## START MATERIAL PROVIDED

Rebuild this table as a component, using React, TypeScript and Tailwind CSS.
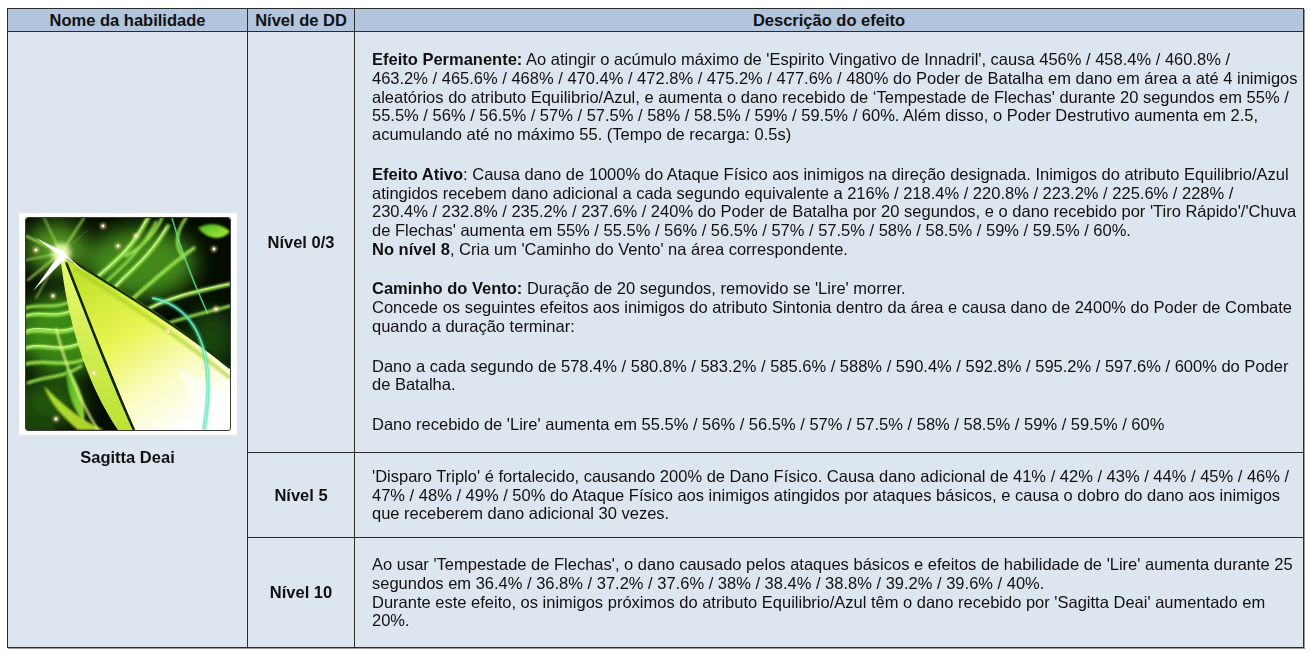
import React from "react";

function SkillIcon() {
  const dots = [
    [77, 8],
    [92, 28],
    [188, 31],
    [27, 78],
    [142, 113],
    [190, 91],
    [30, 201],
    [68, 155],
    [10, 32],
    [110, 18],
  ];

  return (
    <svg viewBox="0 0 204 212" className="block w-[204px] h-[212px]">
      <defs>
        <linearGradient id="blade" x1="0.15" y1="0.1" x2="0.7" y2="1">
          <stop offset="0" stopColor="#c4e22c" />
          <stop offset="0.4" stopColor="#e8f452" />
          <stop offset="0.72" stopColor="#fafcc0" />
          <stop offset="1" stopColor="#ffffff" />
        </linearGradient>
        <linearGradient id="strip" x1="0" y1="0" x2="0" y2="1">
          <stop offset="0" stopColor="#eaf970" />
          <stop offset="1" stopColor="#bce236" />
        </linearGradient>
        <linearGradient id="leaf" x1="0" y1="0" x2="1" y2="1">
          <stop offset="0" stopColor="#46b81c" />
          <stop offset="1" stopColor="#b0f042" />
        </linearGradient>
        <filter id="blob" x="-50%" y="-50%" width="200%" height="200%">
          <feGaussianBlur stdDeviation="10" />
        </filter>
        <filter id="soft" x="-20%" y="-20%" width="140%" height="140%">
          <feGaussianBlur stdDeviation="1.3" />
        </filter>
        <filter id="glow" x="-50%" y="-50%" width="200%" height="200%">
          <feGaussianBlur stdDeviation="2.4" />
        </filter>
      </defs>

      <rect width="204" height="212" fill="#050d03" />
      <g filter="url(#blob)">
        <ellipse cx="40" cy="115" rx="50" ry="40" fill="#44a018" opacity="0.85" />
        <ellipse cx="115" cy="45" rx="55" ry="35" fill="#52a81e" opacity="0.8" />
        <ellipse cx="25" cy="185" rx="35" ry="25" fill="#2c7410" opacity="0.7" />
        <ellipse cx="30" cy="30" rx="30" ry="25" fill="#6cc626" opacity="0.75" />
        <ellipse cx="185" cy="120" rx="25" ry="30" fill="#2a6a0e" opacity="0.6" />
      </g>

      {/* glowing fibres, left and top */}
      <g fill="none" stroke="#a2ec52" strokeLinecap="round" filter="url(#soft)" opacity="0.9">
        <path d="M0 90 C 14 84, 28 94, 52 80" strokeWidth="3" />
        <path d="M0 98 C 15 92, 30 104, 56 88" strokeWidth="4" />
        <path d="M0 114 C 18 108, 36 122, 60 104" strokeWidth="4.5" />
        <path d="M0 130 C 20 124, 32 138, 63 122" strokeWidth="4" />
        <path d="M0 146 C 22 140, 40 152, 66 138" strokeWidth="3.5" />
        <path d="M2 165 C 20 158, 38 160, 55 148" strokeWidth="3" />
        <path d="M68 62 C 88 44, 104 34, 122 0" strokeWidth="4.5" />
        <path d="M78 66 C 96 48, 112 38, 130 4" strokeWidth="2.5" />
        <path d="M86 72 C 104 52, 122 42, 142 8" strokeWidth="4" />
        <path d="M100 38 C 114 30, 128 18, 136 0" strokeWidth="3" />
        <path d="M105 82 C 124 66, 140 50, 168 30" strokeWidth="3.5" />
        <path d="M120 92 C 142 80, 168 74, 204 66" strokeWidth="4" />
        <path d="M140 106 C 162 98, 182 94, 204 88" strokeWidth="3" />
        <path d="M160 0 C 150 14, 148 28, 158 40" strokeWidth="3" />
      </g>
      <g fill="none" stroke="#e4ffb0" strokeLinecap="round" opacity="0.85">
        <path d="M2 112 C 18 106, 36 120, 58 104" strokeWidth="1.1" />
        <path d="M2 129 C 20 123, 32 137, 60 122" strokeWidth="1.1" />
        <path d="M2 97 C 16 91, 30 103, 54 88" strokeWidth="0.9" />
        <path d="M70 60 C 90 42, 104 32, 120 2" strokeWidth="1.1" />
        <path d="M88 70 C 106 50, 122 40, 140 10" strokeWidth="1.1" />
        <path d="M122 91 C 144 79, 168 73, 202 66" strokeWidth="1.1" />
      </g>

      {/* leaves */}
      <path d="M172 10 C 185 3, 198 7, 204 14 C 195 23, 182 22, 172 10 Z" fill="url(#leaf)" filter="url(#soft)" />
      <path d="M40 150 C 52 160, 60 185, 58 205 C 46 190, 40 170, 40 150 Z" fill="url(#leaf)" opacity="0.9" filter="url(#soft)" />
      <path d="M18 168 C 30 180, 50 200, 78 212 L 52 212 C 38 200, 24 186, 18 168 Z" fill="#c0e832" opacity="0.9" filter="url(#soft)" />
      <path d="M0 178 C 10 190, 20 200, 30 212 L 0 212 Z" fill="#1c4a0a" opacity="0.8" />

      {/* rays from the sparkle */}
      <g stroke="#b8f66c" strokeLinecap="round" opacity="0.8" filter="url(#soft)">
        <path d="M35 35 L 0 18" strokeWidth="2" />
        <path d="M35 35 L 2 62" strokeWidth="2" />
        <path d="M35 35 L 58 0" strokeWidth="2" />
        <path d="M35 35 L 0 42" strokeWidth="1.5" />
        <path d="M35 35 L 18 0" strokeWidth="1.5" />
        <path d="M35 35 L 10 80" strokeWidth="1.5" />
      </g>

      {/* blade */}
      <path d="M34 34 C 40 100, 60 165, 92 212 L 108 212 C 82 150, 58 95, 36 36 Z" fill="url(#strip)" />
      <path
        d="M36 36 C 78 62, 146 100, 204 150 L 204 212 L 108 212 C 84 150, 60 96, 36 36 Z"
        fill="url(#blade)"
      />
      <path d="M40 44 C 62 100, 82 155, 108 212" fill="none" stroke="#0d2606" strokeWidth="2.5" />
      <path d="M38 38 C 96 74, 156 110, 204 150" fill="none" stroke="#14340a" strokeWidth="2.5" />
      <path d="M48 50 C 96 82, 150 116, 204 160" fill="none" stroke="#a0cc24" strokeWidth="4" opacity="0.6" filter="url(#soft)" />
      <path d="M30 110 C 40 150, 55 185, 72 212" fill="none" stroke="#eefa86" strokeWidth="2" filter="url(#soft)" />
      <path d="M150 150 C 165 175, 172 195, 178 212 L 204 212 L 204 175 Z" fill="#ffffff" opacity="0.7" filter="url(#soft)" />

      {/* teal arc */}
      <path d="M126 80 C 168 88, 192 130, 178 212" fill="none" stroke="#3ed8a8" strokeWidth="3" filter="url(#soft)" />
      <path d="M126 80 C 168 88, 192 130, 178 212" fill="none" stroke="#c0ffea" strokeWidth="0.8" />
      <path d="M146 0 C 156 36, 168 66, 182 96" fill="none" stroke="#5ee6a0" strokeWidth="1.6" opacity="0.8" />

      {/* sparkle */}
      <circle cx="35" cy="35" r="10" fill="#f4ffb8" opacity="0.9" filter="url(#glow)" />
      <path
        d="M35 35 L 72 4 L 37 33 L 42 38 L 7 73 L 33 37 L 10 20 L 36 33 L 60 55 L 37 37 Z"
        fill="#ffffff"
      />
      <circle cx="35" cy="35" r="3" fill="#ffffff" />

      {/* glowing dots */}
      {dots.map(([x, y], i) => (
        <g key={i}>
          <circle cx={x} cy={y} r="3.2" fill="#ffd89a" opacity="0.55" filter="url(#soft)" />
          <circle cx={x} cy={y} r="1.4" fill="#fff6e0" />
        </g>
      ))}
    </svg>
  );
}

export default function App() {
  const cell = "border border-[#2b2b2b]";
  const desc = `${cell} pl-[17px] pr-0 leading-[18.7px]`;

  return (
    <div className="min-h-screen bg-white pl-[7px] pt-[8px] font-['Liberation_Sans',Arial,sans-serif] text-[16.5px] text-[#111]">
      <table className="w-[1297px] border-collapse table-fixed shadow-[1px_1px_0_#9a9a9a]">
        <colgroup>
          <col className="w-[240px]" />
          <col className="w-[107px]" />
          <col />
        </colgroup>
        <thead>
          <tr className="h-[23px] bg-[#b2c5dc]">
            <th className={`${cell} font-bold leading-[20px]`}>Nome da habilidade</th>
            <th className={`${cell} font-bold leading-[20px]`}>Nível de DD</th>
            <th className={`${cell} font-bold leading-[20px]`}>Descrição do efeito</th>
          </tr>
        </thead>
        <tbody className="bg-[#dde5ef]">
          <tr className="h-[421px]">
            <td rowSpan={3} className={`${cell} align-middle`}>
              <div className="flex flex-col items-center">
                <div className="bg-white px-[6px] py-[4px]">
                  <div className="rounded-[3px] border border-[#3a3a3a] overflow-hidden">
                    <SkillIcon />
                  </div>
                </div>
                <p className="mt-[13px] font-bold leading-[19px]">Sagitta Deai</p>
              </div>
            </td>
            <td className={`${cell} text-center font-bold`}>Nível 0/3</td>
            <td className={desc}>
              <div className="space-y-[21px]">
                <p>
                  <b>Efeito Permanente:</b> Ao atingir o acúmulo máximo de 'Espirito Vingativo de Innadril', causa 456% /
                  458.4% / 460.8% /<br />
                  463.2% / 465.6% / 468% / 470.4% / 472.8% / 475.2% / 477.6% / 480% do Poder de Batalha em dano em área a
                  até 4 inimigos aleatórios do atributo Equilibrio/Azul, e aumenta o dano recebido de ‘Tempestade de
                  Flechas' durante 20 segundos em 55% / 55.5% / 56% / 56.5% / 57% / 57.5% / 58% / 58.5% / 59% / 59.5% /
                  60%. Além disso, o Poder Destrutivo aumenta em 2.5, acumulando até no máximo 55. (Tempo de recarga:
                  0.5s)
                </p>
                <p>
                  <b>Efeito Ativo</b>: Causa dano de 1000% do Ataque Físico aos inimigos na direção designada. Inimigos do
                  atributo Equilibrio/Azul atingidos recebem dano adicional a cada segundo equivalente a 216% / 218.4% /
                  220.8% / 223.2% / 225.6% / 228% /<br />
                  230.4% / 232.8% / 235.2% / 237.6% / 240% do Poder de Batalha por 20 segundos, e o dano recebido por 'Tiro
                  Rápido'/'Chuva<br />
                  de Flechas' aumenta em 55% / 55.5% / 56% / 56.5% / 57% / 57.5% / 58% / 58.5% / 59% / 59.5% / 60%.
                  <br />
                  <b>No nível 8</b>, Cria um 'Caminho do Vento' na área correspondente.
                </p>
                <p>
                  <b>Caminho do Vento:</b> Duração de 20 segundos, removido se 'Lire' morrer.
                  <br />
                  Concede os seguintes efeitos aos inimigos do atributo Sintonia dentro da área e causa dano de 2400% do
                  Poder de Combate quando a duração terminar:
                </p>
                <p>
                  Dano a cada segundo de 578.4% / 580.8% / 583.2% / 585.6% / 588% / 590.4% / 592.8% / 595.2% / 597.6% /
                  600% do Poder de Batalha.
                </p>
                <p>Dano recebido de 'Lire' aumenta em 55.5% / 56% / 56.5% / 57% / 57.5% / 58% / 58.5% / 59% / 59.5% / 60%</p>
              </div>
            </td>
          </tr>
          <tr className="h-[85px]">
            <td className={`${cell} text-center font-bold`}>Nível 5</td>
            <td className={desc}>
              'Disparo Triplo' é fortalecido, causando 200% de Dano Físico. Causa dano adicional de 41% / 42% / 43% / 44% /
              45% / 46% / 47% / 48% / 49% / 50% do Ataque Físico aos inimigos atingidos por ataques básicos, e causa o dobro
              do dano aos inimigos que receberem dano adicional 30 vezes.
            </td>
          </tr>
          <tr className="h-[110px]">
            <td className={`${cell} text-center font-bold`}>Nível 10</td>
            <td className={desc}>
              Ao usar 'Tempestade de Flechas', o dano causado pelos ataques básicos e efeitos de habilidade de 'Lire'
              aumenta durante 25 segundos em 36.4% / 36.8% / 37.2% / 37.6% / 38% / 38.4% / 38.8% / 39.2% / 39.6% / 40%.
              <br />
              Durante este efeito, os inimigos próximos do atributo Equilibrio/Azul têm o dano recebido por 'Sagitta Deai'
              aumentado em 20%.
            </td>
          </tr>
        </tbody>
      </table>
    </div>
  );
}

## END MATERIAL PROVIDED

REQUIREMENTS:
Count the lines above that contain the word "React", and give only that number.

PROBLEM SOLUTION:
2